Cette dernière tension pourrait en outre être renforcée par une montée des revendications autour du “travail gratuit” (qu’on appelle le digital labor). L’économie sous-jacente aux réseaux est en train de mettre à jour de nouvelles formes de production de valeur, basées sur la captation des traces d’usages.

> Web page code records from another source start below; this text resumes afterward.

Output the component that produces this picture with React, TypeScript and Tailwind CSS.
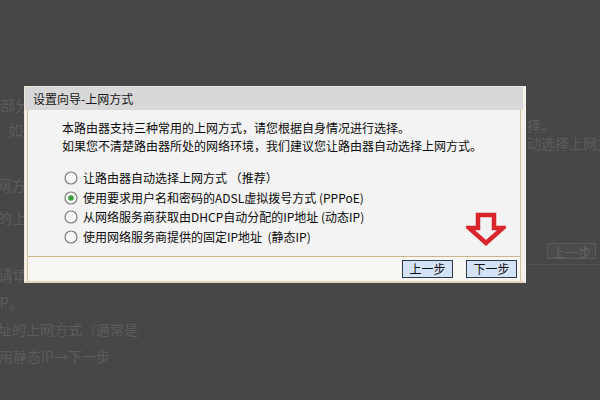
const cjk = "font-['Noto_Sans_CJK_SC','Noto_Sans',sans-serif]";

const options = [
  "让路由器自动选择上网方式 （推荐）",
  "使用要求用户名和密码的ADSL虚拟拨号方式 (PPPoE)",
  "从网络服务商获取由DHCP自动分配的IP地址 (动态IP)",
  "使用网络服务商提供的固定IP地址  (静态IP)",
];

function Radio({ checked }: { checked: boolean }) {
  return (
    <svg width="14" height="14" viewBox="0 0 14 14" className="shrink-0">
      <circle cx="7" cy="7" r="6" fill="#f7f7f7" stroke="#7d7d7d" strokeWidth="1.2" />
      {checked && <circle cx="7" cy="7" r="2.8" fill="#3a9f3a" />}
    </svg>
  );
}

function DownArrow() {
  return (
    <svg width="40" height="35" viewBox="0 0 40 35" className="absolute left-[441px] top-[125px]">
      <path
        d="M12 3 H28 V16 H37 L20 31 L3 16 H12 Z"
        fill="none"
        stroke="#d8262c"
        strokeWidth="4.5"
        strokeLinejoin="miter"
      />
    </svg>
  );
}

function WizardButton({ label }: { label: string }) {
  return (
    <button className="flex h-[18px] w-[51px] items-center justify-center border border-[#2c3947] bg-[#d3e2f4] text-[12px] leading-none text-[#111]">
      {label}
    </button>
  );
}

function BackgroundPage() {
  return (
    <div className="flex text-[15px] leading-none text-[#5c5c5c]">
      <div className="flex w-[527px] shrink-0 flex-col whitespace-nowrap">
        <div className="ml-[-15px] mt-[97px] h-[15px]">置部分</div>
        <div className="ml-[8px] mt-[10px] h-[15px]">如果</div>
        <div className="ml-[-4px] mt-[40px] h-[15px]">网方式</div>
        <div className="ml-[-3px] mt-[18px] h-[15px]">的上网</div>
        <div className="ml-[-2px] mt-[42px] h-[15px]">请填写</div>
        <div className="ml-[-5px] mt-[12px] h-[15px]">IP。</div>
        <div className="ml-[-2px] mt-[13px] h-[15px] text-[14px]">址的上网方式（通常是</div>
        <div className="ml-[-1px] mt-[12px] h-[15px] text-[14px]">用静态IP→下一步</div>
      </div>
      <div className="flex min-w-0 flex-1 flex-col overflow-hidden whitespace-nowrap text-[14px]">
        <div className="mt-[118px] h-[14px]">择。</div>
        <div className="mt-[4px] h-[14px]">动选择上网方式</div>
        <div className="ml-[20px] mt-[93px] flex h-[16px] w-[49px] items-center justify-center border border-[#5a5a5a] bg-[#4b4b4b] text-[13px] text-[#626262]">
          上一步
        </div>
        <div className="mt-[5px] border-t border-[#525252]" />
      </div>
    </div>
  );
}

export default function App() {
  return (
    <div className={`relative h-[400px] w-[600px] overflow-hidden bg-[#474747] ${cjk}`}>
      <BackgroundPage />

      <div className="absolute left-[24px] top-[86px] flex h-[197px] w-[502px] flex-col border-l border-t border-[#efe7d9] border-r-[3px] border-r-[#f4f0ea] border-b-2 border-b-[#e4d6bd] bg-[#f6f1e8]">
        <div className="flex h-[23px] items-center bg-[#d8d8d8] pl-[8px] text-[12px] text-[#161616]">
          设置向导-上网方式
        </div>
        <div className="mx-[2px] flex flex-1 flex-col border-x border-[#d6c09c]">
          <div className="h-[146px] bg-[#f3f3f3] pl-[34px] pt-[9px] text-[12px] leading-[18px] text-[#0a0a0a]">
            <p>本路由器支持三种常用的上网方式，请您根据自身情况进行选择。</p>
            <p>如果您不清楚路由器所处的网络环境，我们建议您让路由器自动选择上网方式。</p>
            <div className="mt-[13px] flex flex-col">
              {options.map((o, i) => (
                <label key={o} className="flex h-[19.7px] items-center gap-[5px] pl-[2px] whitespace-pre">
                  <Radio checked={i === 1} />
                  <span>{o}</span>
                </label>
              ))}
            </div>
          </div>
          <div className="border-t border-[#cdb48c]" />
          <div className="flex flex-1 items-center justify-end gap-[13px] bg-[#f8f6f2] pr-[3px]">
            <WizardButton label="上一步" />
            <WizardButton label="下一步" />
          </div>
        </div>
        <DownArrow />
      </div>
    </div>
  );
}
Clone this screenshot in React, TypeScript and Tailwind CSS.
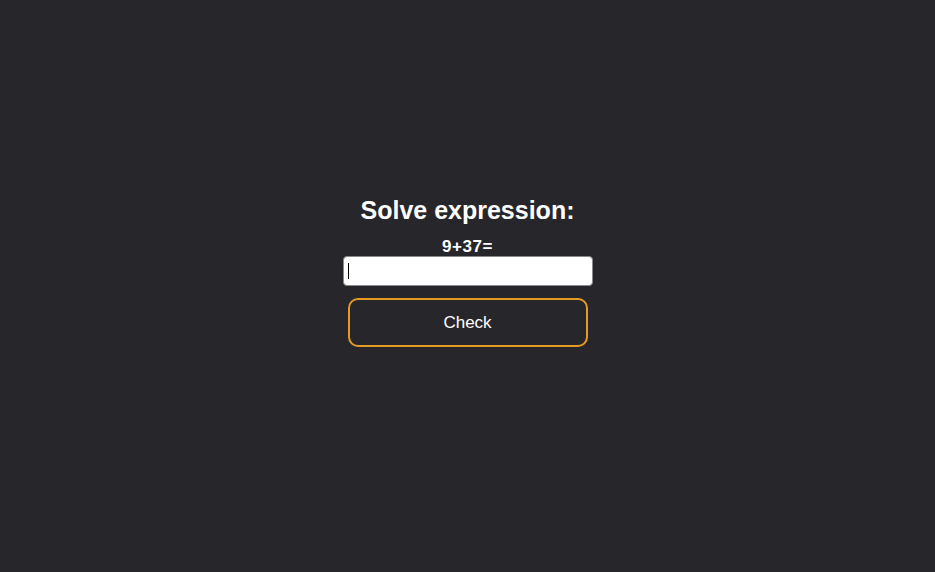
import React from 'react';

export default function App() {
  return (
    <div
      className="flex h-[572px] w-full flex-col items-center justify-center bg-[#27262b] pb-[30px] text-white"
      style={{ fontFamily: '"Liberation Sans", Arial, sans-serif' }}
    >
      <h1 className="text-[25px] font-bold leading-[30px]">Solve expression:</h1>
      <p className="mt-[14px] text-[17px] font-bold leading-[16px] tracking-[0.6px]">9+37=</p>
      <div className="relative mt-[1px]">
        <input
          type="text"
          className="h-[30px] w-[250px] rounded-[4px] border border-[#8a8a8a] bg-white px-[4px] text-[14px] text-black outline-none"
        />
        <span className="absolute left-[5px] top-[7px] h-[16px] w-px bg-black" />
      </div>
      <button className="mt-[12px] h-[49px] w-[240px] rounded-[10px] border-2 border-[#e49b22] bg-transparent text-[17px] text-white">
        Check
      </button>
    </div>
  );
}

Par là, c’est la notion même de “travail” qui est bousculée puisque toutes activités développées sur les réseaux (la production ou le partage de contenu, les réseaux sociaux, la navigation, les recherches…) constituent une forme de travail gratuit alimentant “l’Internet-Factory”.
Cette tension montante entre travail et activité est forte de conséquences, car “l’activité” n’est pas encore source de revenus, alors même qu’elle est sous-tendue par des dépenses publiques importantes d’éducation, de protection sociale, d’accès aux réseaux… Si de nouvelles fiscalités se cherchent autour de la captation des données, cela ne constitue d’un début de réponse.
En attendant, le malentendu entre les organisations et les individus va croissant. »
« Explorer de nouveaux modèles »
Pour Amandine Brugière et Aurialie Jublin, « si le numérique est l’une des causes de la crise du travail (mais pas la seule !), il fait aussi partie des solutions » : organisation du travail plus souple, nouvelles formes de collaboration, élargissement des horizons professionnels. Le numérique accélère la vie, crée de nouvelles formes de socialisation du travail et fait émerger de nouveaux modèles de production :
« C’est grâce aux réseaux qu’ont pu émerger des projets collectifs auparavant inimaginables : Wikipedia, le logiciel libre, les communautés de pratiques, le crowdsourcing… Et ce qui donnait lieu – hier – à la production collaborative de biens informationnels s’étend aujourd’hui à la production de biens tangibles : les voitures “crowdsourcées” de Local Motors, de Fiat… Des espaces de travail émergent (FabLab, Biolab), où les outils de production, basés sur des technologies de pointe sont mutualisés. La jeune entreprise innovante se développe aussi “hors les murs”, à travers les espaces de co-working ou même, complètement en réseau. »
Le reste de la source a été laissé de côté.